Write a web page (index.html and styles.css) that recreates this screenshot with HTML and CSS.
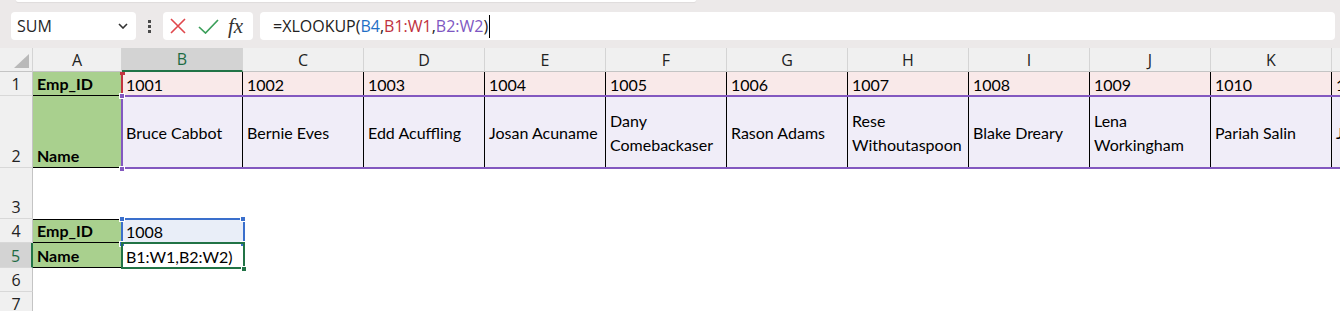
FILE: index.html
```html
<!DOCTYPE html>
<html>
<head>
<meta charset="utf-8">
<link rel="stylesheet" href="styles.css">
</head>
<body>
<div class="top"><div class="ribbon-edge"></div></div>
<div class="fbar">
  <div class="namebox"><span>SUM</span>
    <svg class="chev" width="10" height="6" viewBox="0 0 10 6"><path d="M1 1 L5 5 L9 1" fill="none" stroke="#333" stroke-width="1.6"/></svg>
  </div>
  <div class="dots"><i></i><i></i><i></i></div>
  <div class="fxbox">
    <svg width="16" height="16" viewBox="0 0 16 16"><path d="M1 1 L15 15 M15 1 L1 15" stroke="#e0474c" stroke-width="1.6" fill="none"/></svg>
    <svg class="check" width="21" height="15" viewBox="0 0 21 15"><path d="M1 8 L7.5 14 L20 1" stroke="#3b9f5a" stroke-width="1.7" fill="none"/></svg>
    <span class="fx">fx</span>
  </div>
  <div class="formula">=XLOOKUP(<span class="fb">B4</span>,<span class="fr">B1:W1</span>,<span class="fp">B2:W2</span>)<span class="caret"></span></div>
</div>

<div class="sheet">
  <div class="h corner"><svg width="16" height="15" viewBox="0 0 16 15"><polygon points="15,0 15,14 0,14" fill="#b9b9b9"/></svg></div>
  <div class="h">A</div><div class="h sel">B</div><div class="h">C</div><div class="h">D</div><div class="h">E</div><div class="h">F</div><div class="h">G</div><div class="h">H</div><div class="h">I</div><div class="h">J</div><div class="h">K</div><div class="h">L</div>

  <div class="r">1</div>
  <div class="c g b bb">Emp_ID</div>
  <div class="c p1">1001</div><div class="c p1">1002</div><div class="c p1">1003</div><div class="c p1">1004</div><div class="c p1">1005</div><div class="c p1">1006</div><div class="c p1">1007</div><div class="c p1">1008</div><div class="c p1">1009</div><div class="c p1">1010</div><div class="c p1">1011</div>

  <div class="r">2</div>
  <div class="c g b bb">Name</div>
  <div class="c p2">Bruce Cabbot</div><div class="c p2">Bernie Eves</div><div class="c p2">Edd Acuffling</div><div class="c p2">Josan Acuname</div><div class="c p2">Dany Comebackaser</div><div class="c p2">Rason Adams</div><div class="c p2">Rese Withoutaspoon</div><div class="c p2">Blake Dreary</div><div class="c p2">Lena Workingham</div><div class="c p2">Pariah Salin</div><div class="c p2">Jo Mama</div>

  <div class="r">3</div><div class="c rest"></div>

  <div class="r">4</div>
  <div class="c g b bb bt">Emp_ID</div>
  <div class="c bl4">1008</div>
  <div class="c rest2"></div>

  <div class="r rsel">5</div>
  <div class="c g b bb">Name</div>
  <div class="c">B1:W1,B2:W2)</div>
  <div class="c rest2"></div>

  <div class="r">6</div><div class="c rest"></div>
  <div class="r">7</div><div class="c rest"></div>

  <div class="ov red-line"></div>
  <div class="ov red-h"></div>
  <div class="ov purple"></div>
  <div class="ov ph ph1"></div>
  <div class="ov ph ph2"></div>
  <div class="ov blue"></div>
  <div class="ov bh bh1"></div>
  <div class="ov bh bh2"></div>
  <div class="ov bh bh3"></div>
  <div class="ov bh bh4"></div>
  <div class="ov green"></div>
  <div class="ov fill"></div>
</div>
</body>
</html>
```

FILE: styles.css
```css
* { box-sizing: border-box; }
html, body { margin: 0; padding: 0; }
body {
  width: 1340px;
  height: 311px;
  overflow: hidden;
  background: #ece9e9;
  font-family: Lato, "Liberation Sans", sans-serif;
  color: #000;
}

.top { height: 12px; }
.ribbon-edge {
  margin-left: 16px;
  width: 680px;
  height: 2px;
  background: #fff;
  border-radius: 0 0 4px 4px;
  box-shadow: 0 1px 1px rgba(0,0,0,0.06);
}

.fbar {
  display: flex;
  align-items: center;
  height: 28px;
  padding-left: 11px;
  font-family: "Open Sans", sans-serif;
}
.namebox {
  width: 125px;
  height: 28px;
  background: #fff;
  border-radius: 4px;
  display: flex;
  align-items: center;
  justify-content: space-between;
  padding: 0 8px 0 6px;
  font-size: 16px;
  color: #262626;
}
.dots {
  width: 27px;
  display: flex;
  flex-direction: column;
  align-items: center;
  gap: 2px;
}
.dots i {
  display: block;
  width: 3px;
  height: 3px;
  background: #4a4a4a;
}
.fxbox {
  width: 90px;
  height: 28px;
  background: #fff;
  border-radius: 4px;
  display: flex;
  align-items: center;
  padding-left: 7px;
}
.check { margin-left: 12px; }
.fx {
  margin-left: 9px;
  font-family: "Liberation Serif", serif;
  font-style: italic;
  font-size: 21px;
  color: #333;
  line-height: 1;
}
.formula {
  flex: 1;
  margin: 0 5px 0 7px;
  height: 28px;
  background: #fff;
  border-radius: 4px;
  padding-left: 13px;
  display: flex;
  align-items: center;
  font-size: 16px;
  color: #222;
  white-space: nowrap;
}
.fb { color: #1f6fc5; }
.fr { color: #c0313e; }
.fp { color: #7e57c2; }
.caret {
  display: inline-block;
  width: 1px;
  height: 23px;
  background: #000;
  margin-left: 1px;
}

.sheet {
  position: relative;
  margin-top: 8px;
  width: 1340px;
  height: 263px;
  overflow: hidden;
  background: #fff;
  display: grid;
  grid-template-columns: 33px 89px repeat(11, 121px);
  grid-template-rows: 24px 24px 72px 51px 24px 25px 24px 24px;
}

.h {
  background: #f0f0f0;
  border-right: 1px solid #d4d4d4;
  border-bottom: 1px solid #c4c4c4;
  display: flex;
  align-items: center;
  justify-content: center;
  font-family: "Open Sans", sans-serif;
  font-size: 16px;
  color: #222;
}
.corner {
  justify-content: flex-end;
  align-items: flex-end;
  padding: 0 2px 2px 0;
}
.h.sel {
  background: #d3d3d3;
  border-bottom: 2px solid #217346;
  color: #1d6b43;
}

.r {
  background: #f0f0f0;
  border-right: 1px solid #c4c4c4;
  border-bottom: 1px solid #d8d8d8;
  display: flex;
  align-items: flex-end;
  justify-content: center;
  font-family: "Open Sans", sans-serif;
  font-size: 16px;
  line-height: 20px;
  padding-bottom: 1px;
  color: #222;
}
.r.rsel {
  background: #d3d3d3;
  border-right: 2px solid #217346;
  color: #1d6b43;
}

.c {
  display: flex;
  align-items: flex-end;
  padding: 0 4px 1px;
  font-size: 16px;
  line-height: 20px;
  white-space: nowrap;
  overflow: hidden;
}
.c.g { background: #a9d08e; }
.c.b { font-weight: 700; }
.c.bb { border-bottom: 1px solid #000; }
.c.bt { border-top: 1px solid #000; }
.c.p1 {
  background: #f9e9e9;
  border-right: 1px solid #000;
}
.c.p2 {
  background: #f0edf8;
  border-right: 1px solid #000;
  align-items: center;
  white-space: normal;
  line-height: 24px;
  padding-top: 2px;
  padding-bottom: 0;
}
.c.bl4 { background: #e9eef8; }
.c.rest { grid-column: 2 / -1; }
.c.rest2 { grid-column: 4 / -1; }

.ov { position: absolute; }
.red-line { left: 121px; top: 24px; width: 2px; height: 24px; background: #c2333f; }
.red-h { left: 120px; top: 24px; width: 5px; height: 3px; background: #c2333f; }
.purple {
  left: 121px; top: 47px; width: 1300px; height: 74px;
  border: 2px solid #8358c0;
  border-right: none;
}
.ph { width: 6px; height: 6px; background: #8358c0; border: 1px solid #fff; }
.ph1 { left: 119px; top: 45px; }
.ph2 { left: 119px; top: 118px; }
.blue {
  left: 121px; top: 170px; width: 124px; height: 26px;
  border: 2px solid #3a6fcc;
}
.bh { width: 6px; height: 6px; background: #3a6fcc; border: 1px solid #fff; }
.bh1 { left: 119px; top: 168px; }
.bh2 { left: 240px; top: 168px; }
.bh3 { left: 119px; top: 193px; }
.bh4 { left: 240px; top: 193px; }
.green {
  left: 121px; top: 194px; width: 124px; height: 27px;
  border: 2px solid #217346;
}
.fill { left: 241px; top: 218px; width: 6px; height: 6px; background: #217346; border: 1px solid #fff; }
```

## Aim
Take every line from the data above that holds "styles" and copy it out.

## Solved problem
Write a web page (index.html and styles.css) that recreates this screenshot with HTML and CSS.
<link rel="stylesheet" href="styles.css">
FILE: styles.css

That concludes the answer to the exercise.